* START *

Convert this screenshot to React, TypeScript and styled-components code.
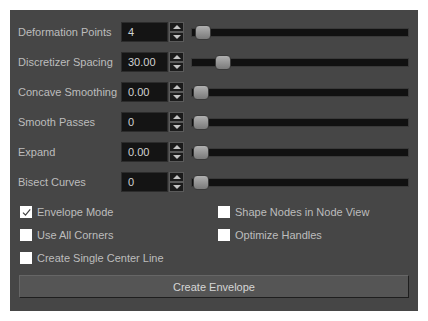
import styled, { createGlobalStyle } from "styled-components";

const GlobalStyle = createGlobalStyle`
  html, body {
    margin: 0;
    padding: 0;
    background: #ffffff;
  }
  body {
    font-family: "Liberation Sans", Arial, sans-serif;
  }
`;

type Row = { label: string; value: string; thumb: number };

const rows: Row[] = [
  { label: "Deformation Points", value: "4", thumb: 3 },
  { label: "Discretizer Spacing", value: "30.00", thumb: 23 },
  { label: "Concave Smoothing", value: "0.00", thumb: 1 },
  { label: "Smooth Passes", value: "0", thumb: 1 },
  { label: "Expand", value: "0.00", thumb: 1 },
  { label: "Bisect Curves", value: "0", thumb: 1 },
];

const checks = [
  { label: "Envelope Mode", checked: true },
  { label: "Shape Nodes in Node View", checked: false },
  { label: "Use All Corners", checked: false },
  { label: "Optimize Handles", checked: false },
  { label: "Create Single Center Line", checked: false },
];

const App = () => {
  return (
    <Page>
      <GlobalStyle />
      <Panel>
        <Fields>
          {rows.map((r) => (
            <FieldRow key={r.label}>
              <Label>{r.label}</Label>
              <SpinBox>
                <Input>{r.value}</Input>
                <Spinner>
                  <SpinButton>
                    <Arrow $up />
                  </SpinButton>
                  <SpinButton>
                    <Arrow />
                  </SpinButton>
                </Spinner>
              </SpinBox>
              <Track>
                <Thumb style={{ left: r.thumb }} />
              </Track>
            </FieldRow>
          ))}
        </Fields>
        <Checks>
          {checks.map((c) => (
            <CheckItem key={c.label}>
              <Box>
                {c.checked && (
                  <svg width="11" height="11" viewBox="0 0 11 11">
                    <path d="M2 5.6 L4.5 8.2 L9.2 2.4" fill="none" stroke="#444" strokeWidth="1.2" />
                  </svg>
                )}
              </Box>
              {c.label}
            </CheckItem>
          ))}
        </Checks>
        <Button>Create Envelope</Button>
      </Panel>
    </Page>
  );
};

const Page = styled.div`
  padding: 10px;
  width: 408px;
`;

const Panel = styled.div`
  background: #464646;
  width: 408px;
  height: 301px;
  box-sizing: border-box;
  padding: 12px 9px 0 8px;
  display: flex;
  flex-direction: column;
`;

const Fields = styled.div`
  display: flex;
  flex-direction: column;
  gap: 10px;
`;

const FieldRow = styled.div`
  display: flex;
  align-items: center;
  height: 20px;
`;

const Label = styled.div`
  width: 103px;
  font-size: 11px;
  color: #bdbdbd;
  white-space: nowrap;
`;

const SpinBox = styled.div`
  display: flex;
  height: 20px;
`;

const Input = styled.div`
  width: 47px;
  height: 20px;
  box-sizing: border-box;
  background: #141414;
  border: 1px solid #2c2c2c;
  color: #d2d2d2;
  font-size: 11px;
  line-height: 19px;
  padding-left: 6px;
`;

const Spinner = styled.div`
  display: flex;
  flex-direction: column;
  width: 15px;
  margin-left: 1px;
`;

const SpinButton = styled.div`
  height: 10px;
  box-sizing: border-box;
  background: #1b1b1b;
  border: 1px solid #5a5a5a;
  display: flex;
  align-items: center;
  justify-content: center;
`;

const Arrow = styled.div<{ $up?: boolean }>`
  width: 0;
  height: 0;
  border-left: 4px solid transparent;
  border-right: 4px solid transparent;
  ${(p) => (p.$up ? "border-bottom: 4px solid #c4c4c4;" : "border-top: 4px solid #c4c4c4;")}
`;

const Track = styled.div`
  position: relative;
  flex: 1;
  height: 9px;
  margin-left: 7px;
  background: #111111;
  border: 1px solid #3a3a3a;
  box-sizing: border-box;
`;

const Thumb = styled.div`
  position: absolute;
  top: -4px;
  width: 16px;
  height: 15px;
  border-radius: 4px;
  background: linear-gradient(#b0b0b0, #7a7a7a);
  border: 1px solid #3a3a3a;
  box-sizing: border-box;
`;

const Checks = styled.div`
  display: grid;
  grid-template-columns: 198px 1fr;
  row-gap: 11px;
  margin-top: 14px;
  padding-left: 2px;
`;

const CheckItem = styled.div`
  display: flex;
  align-items: center;
  gap: 5px;
  height: 12px;
  font-size: 11px;
  color: #bdbdbd;
  white-space: nowrap;
`;

const Box = styled.div`
  width: 12px;
  height: 12px;
  background: #ffffff;
  display: flex;
  align-items: center;
  justify-content: center;
`;

const Button = styled.div`
  margin-top: 11px;
  margin-left: 1px;
  height: 23px;
  box-sizing: border-box;
  background: #555555;
  border: 1px solid #666666;
  border-right-color: #1e1e1e;
  border-bottom-color: #1e1e1e;
  color: #d6d6d6;
  font-size: 11px;
  display: flex;
  align-items: center;
  justify-content: center;
`;

export default App;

* END *

> Aim of the exercise: Your task is to reproduce all of the material exactly. The pictures stay out.

> Solved problem:
Convert this screenshot to React, TypeScript and styled-components code.
import styled, { createGlobalStyle } from "styled-components";

const GlobalStyle = createGlobalStyle`
  html, body {
    margin: 0;
    padding: 0;
    background: #ffffff;
  }
  body {
    font-family: "Liberation Sans", Arial, sans-serif;
  }
`;

type Row = { label: string; value: string; thumb: number };

const rows: Row[] = [
  { label: "Deformation Points", value: "4", thumb: 3 },
  { label: "Discretizer Spacing", value: "30.00", thumb: 23 },
  { label: "Concave Smoothing", value: "0.00", thumb: 1 },
  { label: "Smooth Passes", value: "0", thumb: 1 },
  { label: "Expand", value: "0.00", thumb: 1 },
  { label: "Bisect Curves", value: "0", thumb: 1 },
];

const checks = [
  { label: "Envelope Mode", checked: true },
  { label: "Shape Nodes in Node View", checked: false },
  { label: "Use All Corners", checked: false },
  { label: "Optimize Handles", checked: false },
  { label: "Create Single Center Line", checked: false },
];

const App = () => {
  return (
    <Page>
      <GlobalStyle />
      <Panel>
        <Fields>
          {rows.map((r) => (
            <FieldRow key={r.label}>
              <Label>{r.label}</Label>
              <SpinBox>
                <Input>{r.value}</Input>
                <Spinner>
                  <SpinButton>
                    <Arrow $up />
                  </SpinButton>
                  <SpinButton>
                    <Arrow />
                  </SpinButton>
                </Spinner>
              </SpinBox>
              <Track>
                <Thumb style={{ left: r.thumb }} />
              </Track>
            </FieldRow>
          ))}
        </Fields>
        <Checks>
          {checks.map((c) => (
            <CheckItem key={c.label}>
              <Box>
                {c.checked && (
                  <svg width="11" height="11" viewBox="0 0 11 11">
                    <path d="M2 5.6 L4.5 8.2 L9.2 2.4" fill="none" stroke="#444" strokeWidth="1.2" />
                  </svg>
                )}
              </Box>
              {c.label}
            </CheckItem>
          ))}
        </Checks>
        <Button>Create Envelope</Button>
      </Panel>
    </Page>
  );
};

const Page = styled.div`
  padding: 10px;
  width: 408px;
`;

const Panel = styled.div`
  background: #464646;
  width: 408px;
  height: 301px;
  box-sizing: border-box;
  padding: 12px 9px 0 8px;
  display: flex;
  flex-direction: column;
`;

const Fields = styled.div`
  display: flex;
  flex-direction: column;
  gap: 10px;
`;

const FieldRow = styled.div`
  display: flex;
  align-items: center;
  height: 20px;
`;

const Label = styled.div`
  width: 103px;
  font-size: 11px;
  color: #bdbdbd;
  white-space: nowrap;
`;

const SpinBox = styled.div`
  display: flex;
  height: 20px;
`;

const Input = styled.div`
  width: 47px;
  height: 20px;
  box-sizing: border-box;
  background: #141414;
  border: 1px solid #2c2c2c;
  color: #d2d2d2;
  font-size: 11px;
  line-height: 19px;
  padding-left: 6px;
`;

const Spinner = styled.div`
  display: flex;
  flex-direction: column;
  width: 15px;
  margin-left: 1px;
`;

const SpinButton = styled.div`
  height: 10px;
  box-sizing: border-box;
  background: #1b1b1b;
  border: 1px solid #5a5a5a;
  display: flex;
  align-items: center;
  justify-content: center;
`;

const Arrow = styled.div<{ $up?: boolean }>`
  width: 0;
  height: 0;
  border-left: 4px solid transparent;
  border-right: 4px solid transparent;
  ${(p) => (p.$up ? "border-bottom: 4px solid #c4c4c4;" : "border-top: 4px solid #c4c4c4;")}
`;

const Track = styled.div`
  position: relative;
  flex: 1;
  height: 9px;
  margin-left: 7px;
  background: #111111;
  border: 1px solid #3a3a3a;
  box-sizing: border-box;
`;

const Thumb = styled.div`
  position: absolute;
  top: -4px;
  width: 16px;
  height: 15px;
  border-radius: 4px;
  background: linear-gradient(#b0b0b0, #7a7a7a);
  border: 1px solid #3a3a3a;
  box-sizing: border-box;
`;

const Checks = styled.div`
  display: grid;
  grid-template-columns: 198px 1fr;
  row-gap: 11px;
  margin-top: 14px;
  padding-left: 2px;
`;

const CheckItem = styled.div`
  display: flex;
  align-items: center;
  gap: 5px;
  height: 12px;
  font-size: 11px;
  color: #bdbdbd;
  white-space: nowrap;
`;

const Box = styled.div`
  width: 12px;
  height: 12px;
  background: #ffffff;
  display: flex;
  align-items: center;
  justify-content: center;
`;

const Button = styled.div`
  margin-top: 11px;
  margin-left: 1px;
  height: 23px;
  box-sizing: border-box;
  background: #555555;
  border: 1px solid #666666;
  border-right-color: #1e1e1e;
  border-bottom-color: #1e1e1e;
  color: #d6d6d6;
  font-size: 11px;
  display: flex;
  align-items: center;
  justify-content: center;
`;

export default App;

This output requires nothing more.